* **TO DO**: Pull out from the material below all lines with "this".

┌────────

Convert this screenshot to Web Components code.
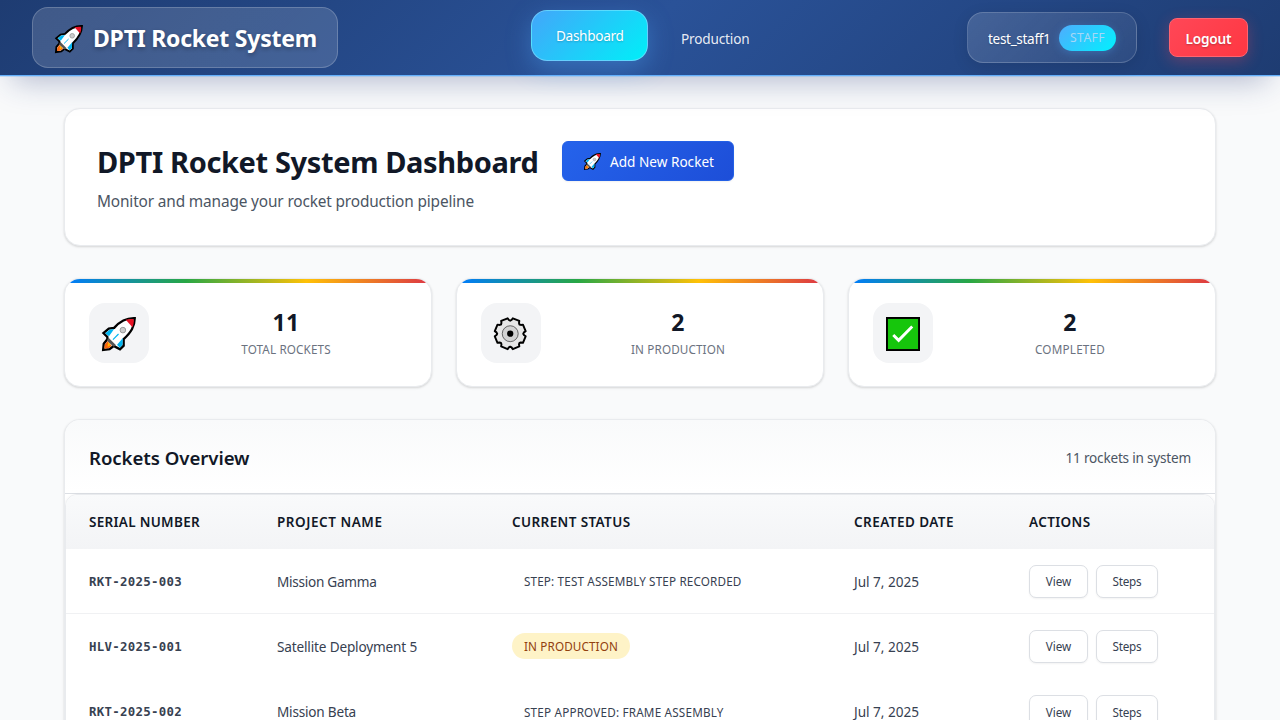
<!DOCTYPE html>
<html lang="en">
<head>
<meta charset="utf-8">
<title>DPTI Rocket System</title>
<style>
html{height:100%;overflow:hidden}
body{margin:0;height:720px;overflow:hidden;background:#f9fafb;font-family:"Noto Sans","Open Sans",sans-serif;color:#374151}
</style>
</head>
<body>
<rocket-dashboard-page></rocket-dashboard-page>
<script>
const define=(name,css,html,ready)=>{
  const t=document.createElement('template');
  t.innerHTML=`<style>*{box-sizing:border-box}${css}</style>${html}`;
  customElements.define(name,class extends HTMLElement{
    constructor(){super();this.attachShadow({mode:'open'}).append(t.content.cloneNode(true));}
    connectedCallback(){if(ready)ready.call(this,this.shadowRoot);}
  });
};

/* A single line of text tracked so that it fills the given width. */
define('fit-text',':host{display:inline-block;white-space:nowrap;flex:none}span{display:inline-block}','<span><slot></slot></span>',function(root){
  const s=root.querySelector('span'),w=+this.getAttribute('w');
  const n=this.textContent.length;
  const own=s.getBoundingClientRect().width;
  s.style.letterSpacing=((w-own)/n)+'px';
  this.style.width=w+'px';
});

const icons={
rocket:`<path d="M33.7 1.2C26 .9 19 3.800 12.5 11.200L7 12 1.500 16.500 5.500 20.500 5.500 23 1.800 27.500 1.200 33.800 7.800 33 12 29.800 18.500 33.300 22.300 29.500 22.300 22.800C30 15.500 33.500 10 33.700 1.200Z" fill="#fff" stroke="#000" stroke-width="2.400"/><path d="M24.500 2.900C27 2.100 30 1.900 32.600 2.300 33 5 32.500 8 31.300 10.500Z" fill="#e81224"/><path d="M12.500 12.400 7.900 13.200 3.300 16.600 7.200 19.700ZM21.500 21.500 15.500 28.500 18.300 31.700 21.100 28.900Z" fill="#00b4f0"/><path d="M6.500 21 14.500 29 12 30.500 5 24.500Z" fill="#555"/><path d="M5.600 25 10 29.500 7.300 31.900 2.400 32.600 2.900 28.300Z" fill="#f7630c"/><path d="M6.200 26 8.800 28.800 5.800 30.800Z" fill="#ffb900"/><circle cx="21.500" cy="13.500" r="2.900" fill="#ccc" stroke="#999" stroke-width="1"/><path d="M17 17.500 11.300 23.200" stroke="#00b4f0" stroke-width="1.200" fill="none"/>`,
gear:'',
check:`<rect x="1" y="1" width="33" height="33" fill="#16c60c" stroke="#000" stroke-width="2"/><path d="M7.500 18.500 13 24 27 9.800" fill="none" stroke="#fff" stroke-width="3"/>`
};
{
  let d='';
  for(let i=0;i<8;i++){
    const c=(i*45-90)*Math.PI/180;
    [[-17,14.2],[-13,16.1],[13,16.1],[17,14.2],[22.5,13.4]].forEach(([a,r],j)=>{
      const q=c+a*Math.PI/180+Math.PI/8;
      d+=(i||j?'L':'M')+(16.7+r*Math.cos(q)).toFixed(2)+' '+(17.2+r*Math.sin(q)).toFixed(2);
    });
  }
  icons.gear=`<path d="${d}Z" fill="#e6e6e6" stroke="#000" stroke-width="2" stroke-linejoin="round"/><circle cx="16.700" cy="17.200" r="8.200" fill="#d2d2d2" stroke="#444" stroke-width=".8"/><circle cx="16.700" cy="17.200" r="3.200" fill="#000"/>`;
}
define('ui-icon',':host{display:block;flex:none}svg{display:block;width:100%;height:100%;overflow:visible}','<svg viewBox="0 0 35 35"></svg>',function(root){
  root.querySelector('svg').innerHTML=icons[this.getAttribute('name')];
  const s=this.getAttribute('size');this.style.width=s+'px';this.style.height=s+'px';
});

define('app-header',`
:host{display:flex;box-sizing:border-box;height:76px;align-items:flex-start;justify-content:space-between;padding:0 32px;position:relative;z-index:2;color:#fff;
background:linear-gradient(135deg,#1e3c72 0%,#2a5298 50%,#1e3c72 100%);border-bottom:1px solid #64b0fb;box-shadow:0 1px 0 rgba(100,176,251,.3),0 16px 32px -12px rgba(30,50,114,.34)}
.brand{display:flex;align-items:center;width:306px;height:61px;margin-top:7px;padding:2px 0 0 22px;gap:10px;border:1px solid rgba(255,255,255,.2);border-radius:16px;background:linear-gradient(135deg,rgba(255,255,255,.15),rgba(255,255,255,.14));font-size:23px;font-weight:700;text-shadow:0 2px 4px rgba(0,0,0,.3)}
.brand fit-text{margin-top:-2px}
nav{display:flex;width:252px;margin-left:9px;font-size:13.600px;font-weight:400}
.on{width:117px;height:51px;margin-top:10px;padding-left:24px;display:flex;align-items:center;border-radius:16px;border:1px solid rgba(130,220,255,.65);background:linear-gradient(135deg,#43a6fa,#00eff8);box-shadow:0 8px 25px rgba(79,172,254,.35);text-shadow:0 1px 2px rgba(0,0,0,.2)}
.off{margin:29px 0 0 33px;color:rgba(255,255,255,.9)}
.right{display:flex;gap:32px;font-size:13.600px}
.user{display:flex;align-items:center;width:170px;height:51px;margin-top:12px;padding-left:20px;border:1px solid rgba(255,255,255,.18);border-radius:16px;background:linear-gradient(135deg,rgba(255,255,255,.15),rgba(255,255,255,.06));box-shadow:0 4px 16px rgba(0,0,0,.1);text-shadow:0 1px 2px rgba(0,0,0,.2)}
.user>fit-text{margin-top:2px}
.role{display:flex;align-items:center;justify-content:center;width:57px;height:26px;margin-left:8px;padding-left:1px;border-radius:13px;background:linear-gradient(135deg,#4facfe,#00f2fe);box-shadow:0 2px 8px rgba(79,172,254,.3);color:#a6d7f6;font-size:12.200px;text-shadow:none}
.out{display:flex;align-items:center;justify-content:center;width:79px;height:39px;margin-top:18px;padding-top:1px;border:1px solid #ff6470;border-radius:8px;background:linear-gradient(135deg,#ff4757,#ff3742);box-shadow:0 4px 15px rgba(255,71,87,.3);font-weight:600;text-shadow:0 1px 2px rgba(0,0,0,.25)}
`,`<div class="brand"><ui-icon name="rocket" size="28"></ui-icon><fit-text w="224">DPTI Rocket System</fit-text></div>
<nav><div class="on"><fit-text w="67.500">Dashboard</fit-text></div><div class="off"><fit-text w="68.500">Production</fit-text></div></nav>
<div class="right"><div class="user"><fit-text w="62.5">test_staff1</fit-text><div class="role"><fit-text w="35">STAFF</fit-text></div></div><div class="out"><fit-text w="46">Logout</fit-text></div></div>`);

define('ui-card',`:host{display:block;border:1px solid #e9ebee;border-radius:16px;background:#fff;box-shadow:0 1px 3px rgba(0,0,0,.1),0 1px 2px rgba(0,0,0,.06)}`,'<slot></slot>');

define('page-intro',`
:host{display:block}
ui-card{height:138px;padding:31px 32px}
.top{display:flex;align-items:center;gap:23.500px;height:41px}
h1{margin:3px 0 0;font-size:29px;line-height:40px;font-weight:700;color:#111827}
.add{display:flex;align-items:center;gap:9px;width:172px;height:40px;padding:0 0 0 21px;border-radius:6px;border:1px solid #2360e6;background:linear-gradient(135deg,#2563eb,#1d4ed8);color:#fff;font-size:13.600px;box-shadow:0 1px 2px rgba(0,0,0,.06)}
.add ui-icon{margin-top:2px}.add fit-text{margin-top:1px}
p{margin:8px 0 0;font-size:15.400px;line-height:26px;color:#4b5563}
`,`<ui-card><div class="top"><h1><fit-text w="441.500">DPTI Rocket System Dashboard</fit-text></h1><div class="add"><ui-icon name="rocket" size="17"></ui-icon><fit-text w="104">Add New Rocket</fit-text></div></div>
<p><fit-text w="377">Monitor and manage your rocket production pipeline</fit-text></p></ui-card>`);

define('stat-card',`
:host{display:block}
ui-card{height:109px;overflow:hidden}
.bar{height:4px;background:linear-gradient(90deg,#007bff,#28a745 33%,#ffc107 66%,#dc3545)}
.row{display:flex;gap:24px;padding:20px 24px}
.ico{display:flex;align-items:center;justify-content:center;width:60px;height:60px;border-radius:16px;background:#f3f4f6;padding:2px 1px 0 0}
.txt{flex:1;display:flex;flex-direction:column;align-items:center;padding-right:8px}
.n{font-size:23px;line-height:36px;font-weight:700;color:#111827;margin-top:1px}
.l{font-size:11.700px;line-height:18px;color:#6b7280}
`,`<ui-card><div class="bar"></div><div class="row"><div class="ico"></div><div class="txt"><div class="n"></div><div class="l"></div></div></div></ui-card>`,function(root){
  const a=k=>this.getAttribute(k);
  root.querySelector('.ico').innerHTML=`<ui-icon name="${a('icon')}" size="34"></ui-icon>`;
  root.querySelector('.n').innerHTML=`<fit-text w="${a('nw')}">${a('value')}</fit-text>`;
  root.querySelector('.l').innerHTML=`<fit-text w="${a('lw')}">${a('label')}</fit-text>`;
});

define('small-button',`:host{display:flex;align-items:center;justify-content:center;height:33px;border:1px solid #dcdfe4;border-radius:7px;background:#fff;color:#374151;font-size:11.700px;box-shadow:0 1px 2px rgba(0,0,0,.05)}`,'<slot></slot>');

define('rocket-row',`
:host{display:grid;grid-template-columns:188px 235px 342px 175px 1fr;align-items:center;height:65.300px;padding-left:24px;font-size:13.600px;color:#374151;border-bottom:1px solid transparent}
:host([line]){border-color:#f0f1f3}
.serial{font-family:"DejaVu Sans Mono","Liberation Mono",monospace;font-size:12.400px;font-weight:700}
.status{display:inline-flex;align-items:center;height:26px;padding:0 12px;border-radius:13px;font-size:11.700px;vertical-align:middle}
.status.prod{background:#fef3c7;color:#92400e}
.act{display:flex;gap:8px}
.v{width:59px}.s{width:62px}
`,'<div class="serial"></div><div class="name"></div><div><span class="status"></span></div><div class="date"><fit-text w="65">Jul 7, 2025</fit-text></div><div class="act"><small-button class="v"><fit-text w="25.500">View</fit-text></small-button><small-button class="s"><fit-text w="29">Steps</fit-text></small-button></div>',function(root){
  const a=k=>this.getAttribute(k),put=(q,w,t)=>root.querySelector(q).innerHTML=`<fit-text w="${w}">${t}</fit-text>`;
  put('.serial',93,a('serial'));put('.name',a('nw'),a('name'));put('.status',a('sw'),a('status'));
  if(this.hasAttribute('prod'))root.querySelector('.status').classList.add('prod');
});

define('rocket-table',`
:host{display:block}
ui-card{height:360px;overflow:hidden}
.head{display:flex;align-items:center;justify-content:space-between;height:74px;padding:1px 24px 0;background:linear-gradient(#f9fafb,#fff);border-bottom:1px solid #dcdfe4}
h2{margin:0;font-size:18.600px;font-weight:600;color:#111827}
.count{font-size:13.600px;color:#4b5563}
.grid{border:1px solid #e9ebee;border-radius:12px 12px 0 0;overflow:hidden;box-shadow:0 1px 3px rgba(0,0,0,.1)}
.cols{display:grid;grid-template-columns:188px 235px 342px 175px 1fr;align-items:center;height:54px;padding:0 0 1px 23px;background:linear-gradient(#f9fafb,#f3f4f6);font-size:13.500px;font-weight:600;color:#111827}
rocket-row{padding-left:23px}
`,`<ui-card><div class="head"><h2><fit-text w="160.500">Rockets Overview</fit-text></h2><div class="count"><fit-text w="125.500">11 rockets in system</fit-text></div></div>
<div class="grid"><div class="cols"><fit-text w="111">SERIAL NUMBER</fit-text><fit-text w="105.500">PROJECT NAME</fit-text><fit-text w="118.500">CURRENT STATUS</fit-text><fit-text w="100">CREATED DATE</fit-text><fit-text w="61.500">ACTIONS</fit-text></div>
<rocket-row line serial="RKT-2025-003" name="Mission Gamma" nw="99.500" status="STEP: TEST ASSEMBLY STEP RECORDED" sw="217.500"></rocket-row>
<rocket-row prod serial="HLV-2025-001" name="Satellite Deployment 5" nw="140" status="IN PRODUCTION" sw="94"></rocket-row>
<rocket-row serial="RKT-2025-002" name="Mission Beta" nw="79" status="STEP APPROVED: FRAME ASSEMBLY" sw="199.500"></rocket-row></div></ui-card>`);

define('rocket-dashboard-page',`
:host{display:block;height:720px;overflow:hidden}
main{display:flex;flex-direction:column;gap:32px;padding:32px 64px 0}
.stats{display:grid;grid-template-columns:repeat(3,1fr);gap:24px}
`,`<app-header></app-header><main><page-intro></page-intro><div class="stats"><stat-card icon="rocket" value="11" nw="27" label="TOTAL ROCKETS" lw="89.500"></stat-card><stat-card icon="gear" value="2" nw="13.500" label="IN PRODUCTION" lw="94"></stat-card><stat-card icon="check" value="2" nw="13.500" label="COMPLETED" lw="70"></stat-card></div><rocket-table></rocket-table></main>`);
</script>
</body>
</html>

└────────

* **OUTPUT BELOW**:
Convert this screenshot to Web Components code.
    constructor(){super();this.attachShadow({mode:'open'}).append(t.content.cloneNode(true));}
    connectedCallback(){if(ready)ready.call(this,this.shadowRoot);}
  const s=root.querySelector('span'),w=+this.getAttribute('w');
  const n=this.textContent.length;
  this.style.width=w+'px';
  root.querySelector('svg').innerHTML=icons[this.getAttribute('name')];
  const s=this.getAttribute('size');this.style.width=s+'px';this.style.height=s+'px';
  const a=k=>this.getAttribute(k);
  const a=k=>this.getAttribute(k),put=(q,w,t)=>root.querySelector(q).innerHTML=`<fit-text w="${w}">${t}</fit-text>`;
  if(this.hasAttribute('prod'))root.querySelector('.status').classList.add('prod');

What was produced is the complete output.